A Critical Analysis of the Taxation of Business Hedging and the Case for Comprehensive Congressional Legislation
Background Paper No. 7
Executive Summary The importance of the business hedge as a financial risk management tool has increased dramatically in recent years and continues to do so. Beginning with the worldwide inflation of commodity prices in the 1970s, the uncertainty about long-term commodity costs has made large segments of U.S. business very sensitive to pricing volatility and the need to hedge that risk. The savings and loan disaster highlighted interest-rate risks in the financial industry and the consequences of the failure to match through hedging long-term financial assets with short-term funding. Also, as U.S. international business has grown, companies have faced tremendous volatility in foreign exchange rates. The trouble with the European Exchange Rate Mechanism has recently underlined the importance of hedging foreign currency exposure.

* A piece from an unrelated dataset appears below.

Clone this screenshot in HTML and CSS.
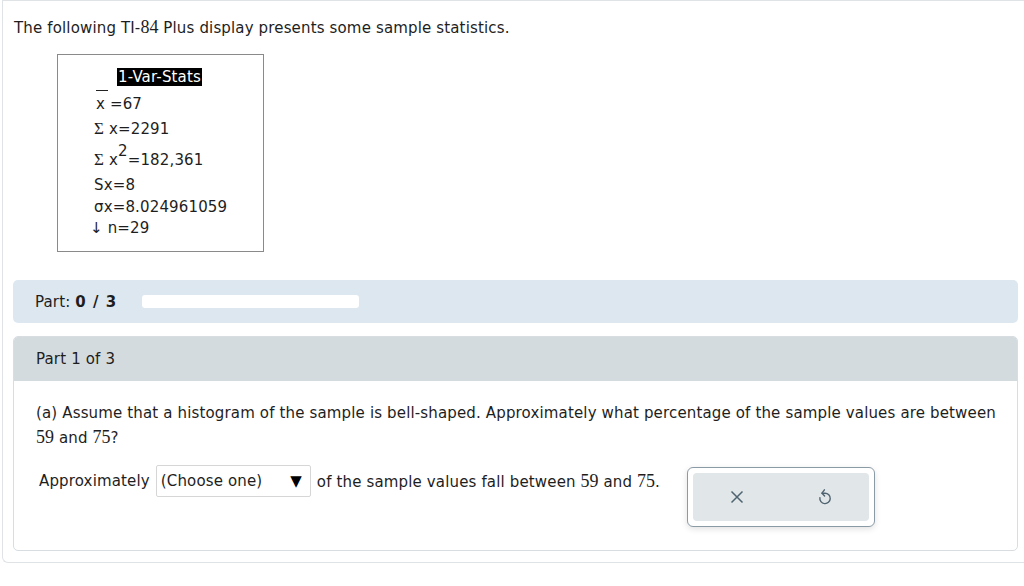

To meet the needs to manage interest rate, foreign currency, and commodity price risks, the futures, options, and derivatives markets have expanded tremendously. According to the Futures Industry Association, the volume of futures and option contracts traded on U.S. futures exchanges has increased from 275 million contracts in 1987 to more than 364 million contracts in 1992. Similarly, the total amount of U .S. interest rate and currency swaps outstanding at year-end has increased from $0.41 trillion in 1987 to $1 .35 trillion in 1992, while on a worldwide basis, the increase has been from 0.87 trillion in 1987 to $4.7 trillion at year-end 1992.
The economic purpose of a hedge, whether in the simplest or most sophisticated form, is to balance gain and loss through a transaction in which the value of the hedge will change inversely to the value of the hedged asset or liability. To accomplish this objective the income tax treatment of both sides of the transaction must be symmetrical. Otherwise, the after-tax gain and loss from the transaction may not be in balance.
For many years, based on the U.S. Supreme Court’s 1955 decision in Corn Products Refining Co. v. Commissioner, 350 U .S. 46, a hedging transaction received symmetrical income tax treatment. The offsetting gain or loss resulting from each side of the transaction were taxed as ordinary gain or loss.
In 1988, the ordinary income tax characterization of gain or loss resulting from a hedge was placed in serious doubt by the Supreme Court’s decision in Arkansas Best Corp . v. Commissioner, 485 U.S. 212. That case created uncertainty as to whether the gain or loss from a hedge is treated as ordinary or capital for tax purposes. This distinction is important. If the gain or loss from the hedge is capital, the after-tax result of the hedging transaction may not be in balance, in which case the economic purpose of the transaction is frustrated.
Unless there is a clear rule regarding the tax treatment accorded the many different forms of business hedging, taxpayers engaged in hedges cannot determine with reasonable certainty the after-tax cost of their efforts to manage the risk of loss resulting from cost fluctuations in the worldwide market place. Such uncertainty has a direct and substantially adverse impact on the commerce of the United States.
As pointed out in the Conference Report on OBRA 1993, uncertainty in the tax treatment of business hedges follows from the Supreme Court’s decision in the Arkansas Best case and recent Tax Court litigation. While the foregoing is correct, the uncertainty regarding taxation of business hedges has its origins in Congress’s failure in 1934 to deal with business hedging when it defined the term “capital asset” in connection with distinctions drawn in the Internal Revenue Code (“Code”) between the taxation of capital gain or loss and ordinary income . To date, Congress has failed to correct this omission in a comprehensive way. Rather, to the extent that Congress has dealt with the taxation of hedging, it has done so on a piecemeal basis.
On October 18, 1993, the Treasury issued temporary and proposed Treasury Regulations in an attempt to resolve the uncertainty created by the Supreme Court’s decision in Arkansas Best. These regulations are generally regarded as a welcome step in the right direction. Based on the tax law as interpreted by the Supreme Court in Arkansas Best, the Treasury has possibly gone as far as it can without new legislation in resolving by regulation the problem concerning the ordinary income characterization of gains and losses from business hedges.
As pointed out by the Treasury, its regulations do not resolve the existing tax characterization problem for all business hedges. In addition, important questions regarding the scope of the tax relief provided by the new regulations remain unresolved. This paper concludes that the remaining unresolved issues regarding business hedges are important and should not be left to a continued lengthy and uncertain litigation process. Rather, Congress should hold hearings and, acting on the suggestion by the Secretary in his letter of October 18, 1993, to the House Ways and Means and Senate Finance Committees, consider comprehensive legislation that fully deals with all aspects of the taxation of business hedges. Such legislation should be based on economic substance, recognizing that gain or loss generated by a hedge of price, interest, or currency risks is part of an ordinary and necessary business transaction designed to manage and minimize those risks.